Lines containing the word "this" should be extracted in full.
----
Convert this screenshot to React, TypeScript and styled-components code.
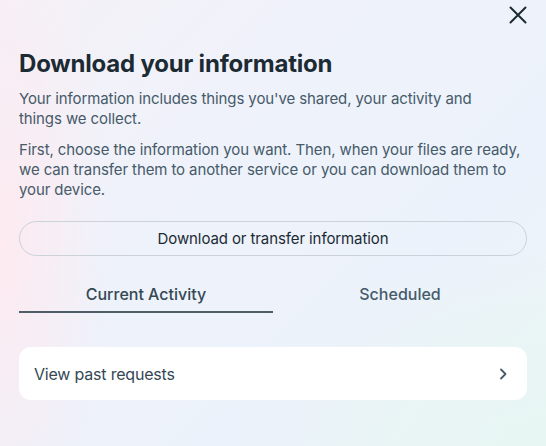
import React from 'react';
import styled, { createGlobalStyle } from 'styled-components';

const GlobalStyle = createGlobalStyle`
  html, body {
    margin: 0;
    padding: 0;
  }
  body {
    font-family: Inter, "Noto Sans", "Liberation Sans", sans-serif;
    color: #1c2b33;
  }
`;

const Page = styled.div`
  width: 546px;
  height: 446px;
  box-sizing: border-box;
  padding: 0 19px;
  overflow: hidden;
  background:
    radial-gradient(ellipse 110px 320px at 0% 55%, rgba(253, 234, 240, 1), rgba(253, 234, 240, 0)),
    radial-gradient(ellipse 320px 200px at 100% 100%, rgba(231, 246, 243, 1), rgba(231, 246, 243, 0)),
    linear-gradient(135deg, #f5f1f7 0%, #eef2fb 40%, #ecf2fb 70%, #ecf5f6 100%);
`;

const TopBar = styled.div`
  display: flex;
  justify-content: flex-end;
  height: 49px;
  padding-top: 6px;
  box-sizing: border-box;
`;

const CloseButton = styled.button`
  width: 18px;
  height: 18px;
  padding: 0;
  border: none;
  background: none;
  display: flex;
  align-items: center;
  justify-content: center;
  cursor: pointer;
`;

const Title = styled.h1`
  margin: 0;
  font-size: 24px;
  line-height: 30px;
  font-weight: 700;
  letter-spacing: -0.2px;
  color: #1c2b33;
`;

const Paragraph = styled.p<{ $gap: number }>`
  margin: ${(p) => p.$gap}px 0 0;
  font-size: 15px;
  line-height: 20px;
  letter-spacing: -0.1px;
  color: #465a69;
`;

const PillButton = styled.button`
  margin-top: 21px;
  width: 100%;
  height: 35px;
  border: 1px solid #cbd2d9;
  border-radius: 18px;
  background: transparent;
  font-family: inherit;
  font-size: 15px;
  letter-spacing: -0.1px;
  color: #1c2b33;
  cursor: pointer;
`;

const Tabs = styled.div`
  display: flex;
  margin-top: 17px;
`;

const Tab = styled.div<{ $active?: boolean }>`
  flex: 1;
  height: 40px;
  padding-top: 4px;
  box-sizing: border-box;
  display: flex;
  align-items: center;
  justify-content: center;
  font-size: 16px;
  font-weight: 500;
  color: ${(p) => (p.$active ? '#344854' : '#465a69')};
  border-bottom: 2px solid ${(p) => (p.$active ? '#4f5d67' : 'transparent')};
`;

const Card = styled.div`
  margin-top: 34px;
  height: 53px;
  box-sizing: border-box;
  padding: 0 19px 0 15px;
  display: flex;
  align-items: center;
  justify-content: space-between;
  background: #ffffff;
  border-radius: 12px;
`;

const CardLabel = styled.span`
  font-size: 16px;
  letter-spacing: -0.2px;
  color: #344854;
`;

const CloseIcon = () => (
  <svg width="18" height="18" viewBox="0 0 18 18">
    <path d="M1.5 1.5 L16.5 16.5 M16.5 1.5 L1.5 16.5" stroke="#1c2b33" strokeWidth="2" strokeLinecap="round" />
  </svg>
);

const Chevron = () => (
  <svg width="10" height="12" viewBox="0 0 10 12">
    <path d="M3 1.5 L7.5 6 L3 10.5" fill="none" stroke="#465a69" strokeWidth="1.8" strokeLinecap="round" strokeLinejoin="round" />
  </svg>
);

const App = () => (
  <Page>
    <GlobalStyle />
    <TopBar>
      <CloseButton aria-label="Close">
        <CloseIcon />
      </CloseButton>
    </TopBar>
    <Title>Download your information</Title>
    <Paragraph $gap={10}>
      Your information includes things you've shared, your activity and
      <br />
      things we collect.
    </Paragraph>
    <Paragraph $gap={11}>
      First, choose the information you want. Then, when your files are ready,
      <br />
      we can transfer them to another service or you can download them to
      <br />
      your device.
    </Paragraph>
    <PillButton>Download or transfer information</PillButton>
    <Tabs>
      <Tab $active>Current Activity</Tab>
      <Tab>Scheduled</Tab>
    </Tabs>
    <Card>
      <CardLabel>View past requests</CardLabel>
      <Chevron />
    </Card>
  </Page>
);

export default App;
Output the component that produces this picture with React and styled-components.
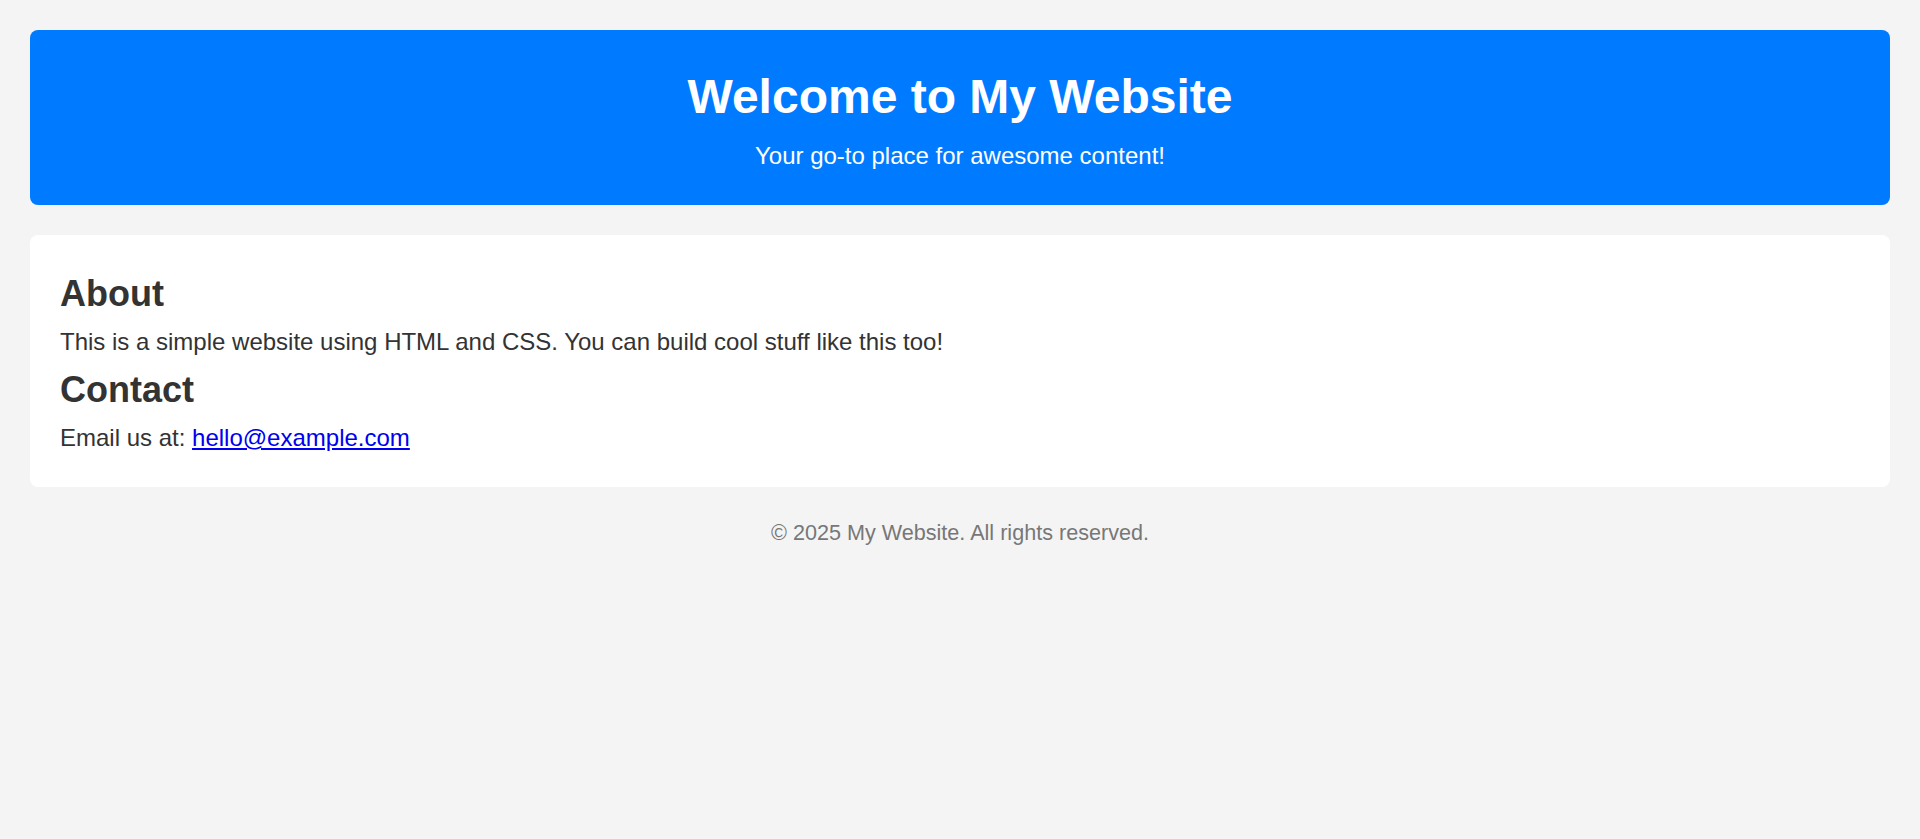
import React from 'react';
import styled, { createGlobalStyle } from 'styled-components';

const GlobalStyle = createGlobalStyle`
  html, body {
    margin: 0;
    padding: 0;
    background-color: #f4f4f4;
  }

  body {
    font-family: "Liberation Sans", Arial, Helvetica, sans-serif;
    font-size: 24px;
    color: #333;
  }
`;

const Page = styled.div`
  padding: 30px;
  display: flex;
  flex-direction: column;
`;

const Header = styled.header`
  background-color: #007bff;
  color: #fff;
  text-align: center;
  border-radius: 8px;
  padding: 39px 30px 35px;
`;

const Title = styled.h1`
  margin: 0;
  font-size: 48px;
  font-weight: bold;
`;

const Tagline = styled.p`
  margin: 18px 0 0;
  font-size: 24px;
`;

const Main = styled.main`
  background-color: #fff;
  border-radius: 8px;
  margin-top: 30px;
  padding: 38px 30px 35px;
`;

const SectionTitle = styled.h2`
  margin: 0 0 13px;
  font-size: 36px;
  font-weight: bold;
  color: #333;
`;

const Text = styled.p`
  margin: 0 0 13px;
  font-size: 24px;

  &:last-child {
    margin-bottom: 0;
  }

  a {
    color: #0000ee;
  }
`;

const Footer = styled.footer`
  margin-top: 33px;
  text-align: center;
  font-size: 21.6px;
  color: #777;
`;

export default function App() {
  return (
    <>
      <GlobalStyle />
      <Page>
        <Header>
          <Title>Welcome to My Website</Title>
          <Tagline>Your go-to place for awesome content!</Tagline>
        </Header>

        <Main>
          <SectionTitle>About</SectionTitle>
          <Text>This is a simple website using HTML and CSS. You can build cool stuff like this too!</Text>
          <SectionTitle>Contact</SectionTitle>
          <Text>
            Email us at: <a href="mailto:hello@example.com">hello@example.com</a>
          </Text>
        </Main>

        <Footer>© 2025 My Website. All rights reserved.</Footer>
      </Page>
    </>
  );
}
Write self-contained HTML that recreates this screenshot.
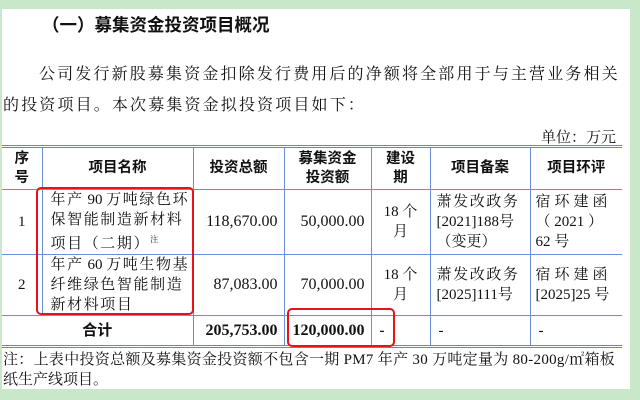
----
**SOLVED PROBLEM:**
Convert this screenshot to React, TypeScript and styled-components code.
Output the component that produces this picture with React and styled-components.
          <Text>This is a simple website using HTML and CSS. You can build cool stuff like this too!</Text>
Write self-contained HTML that recreates this screenshot.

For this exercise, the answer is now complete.